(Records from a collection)
------------------------------
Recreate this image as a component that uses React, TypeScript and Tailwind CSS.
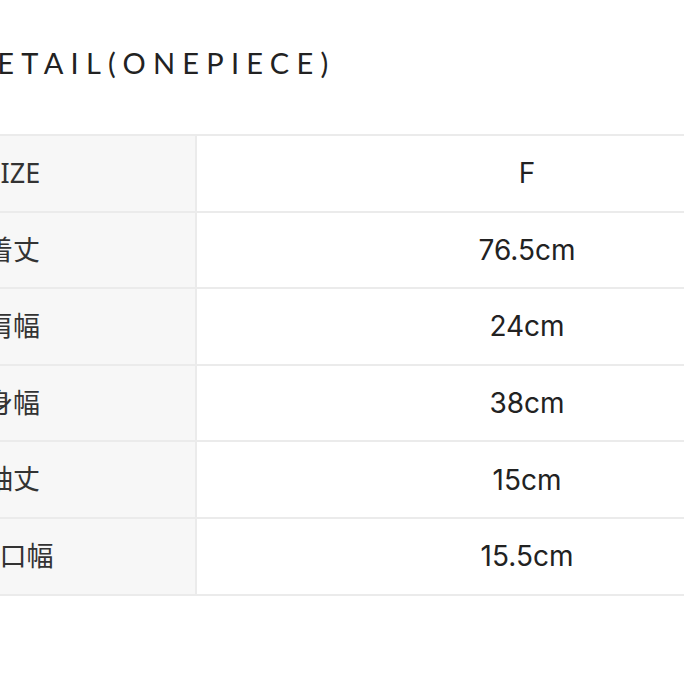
const rows = [
  { label: "SIZE", value: "F" },
  { label: "着丈", value: "76.5cm" },
  { label: "肩幅", value: "24cm" },
  { label: "身幅", value: "38cm" },
  { label: "袖丈", value: "15cm" },
  { label: "袖口幅", value: "15.5cm" },
];

const App = () => {
  return (
    <div className="w-[684px] h-[684px] bg-white overflow-hidden">
      <div className="ml-[-171px] w-[1030px] pt-[43px]">
        <h1
          className="pl-[139px] text-[29px] leading-[40px] font-normal tracking-[0.25em] text-[#222]"
          style={{ fontFamily: "Lato, 'Liberation Sans', sans-serif" }}
        >
          DETAIL(ONEPIECE)
        </h1>

        <table className="mt-[51px] w-full border-collapse">
          <tbody>
            {rows.map((row) => (
              <tr key={row.label} className="h-[76.6px]">
                <td
                  className="w-[366px] border-2 border-[#ebebeb] bg-[#f7f7f7] text-center text-[27px] text-[#333]"
                  style={{ fontFamily: "'Noto Sans', 'Noto Sans CJK JP', sans-serif" }}
                >
                  {row.label}
                </td>
                <td
                  className="border-2 border-[#ebebeb] text-center text-[28px] text-[#222]"
                  style={{ fontFamily: "Inter, 'Liberation Sans', sans-serif" }}
                >
                  {row.value}
                </td>
              </tr>
            ))}
          </tbody>
        </table>
      </div>
    </div>
  );
};

export default App;
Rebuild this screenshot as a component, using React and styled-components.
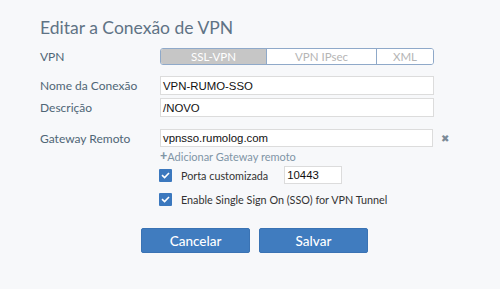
------------------------------
§ **Work to do**
Give back the entries verbatim. Do not include any picture.

§ **Final answer**
Recreate this image as a component that uses React, TypeScript and Tailwind CSS.
const rows = [
  { label: "SIZE", value: "F" },
  { label: "着丈", value: "76.5cm" },
  { label: "肩幅", value: "24cm" },
  { label: "身幅", value: "38cm" },
  { label: "袖丈", value: "15cm" },
  { label: "袖口幅", value: "15.5cm" },
];

const App = () => {
  return (
    <div className="w-[684px] h-[684px] bg-white overflow-hidden">
      <div className="ml-[-171px] w-[1030px] pt-[43px]">
        <h1
          className="pl-[139px] text-[29px] leading-[40px] font-normal tracking-[0.25em] text-[#222]"
          style={{ fontFamily: "Lato, 'Liberation Sans', sans-serif" }}
        >
          DETAIL(ONEPIECE)
        </h1>

        <table className="mt-[51px] w-full border-collapse">
          <tbody>
            {rows.map((row) => (
              <tr key={row.label} className="h-[76.6px]">
                <td
                  className="w-[366px] border-2 border-[#ebebeb] bg-[#f7f7f7] text-center text-[27px] text-[#333]"
                  style={{ fontFamily: "'Noto Sans', 'Noto Sans CJK JP', sans-serif" }}
                >
                  {row.label}
                </td>
                <td
                  className="border-2 border-[#ebebeb] text-center text-[28px] text-[#222]"
                  style={{ fontFamily: "Inter, 'Liberation Sans', sans-serif" }}
                >
                  {row.value}
                </td>
              </tr>
            ))}
          </tbody>
        </table>
      </div>
    </div>
  );
};

export default App;
Rebuild this screenshot as a component, using React and styled-components.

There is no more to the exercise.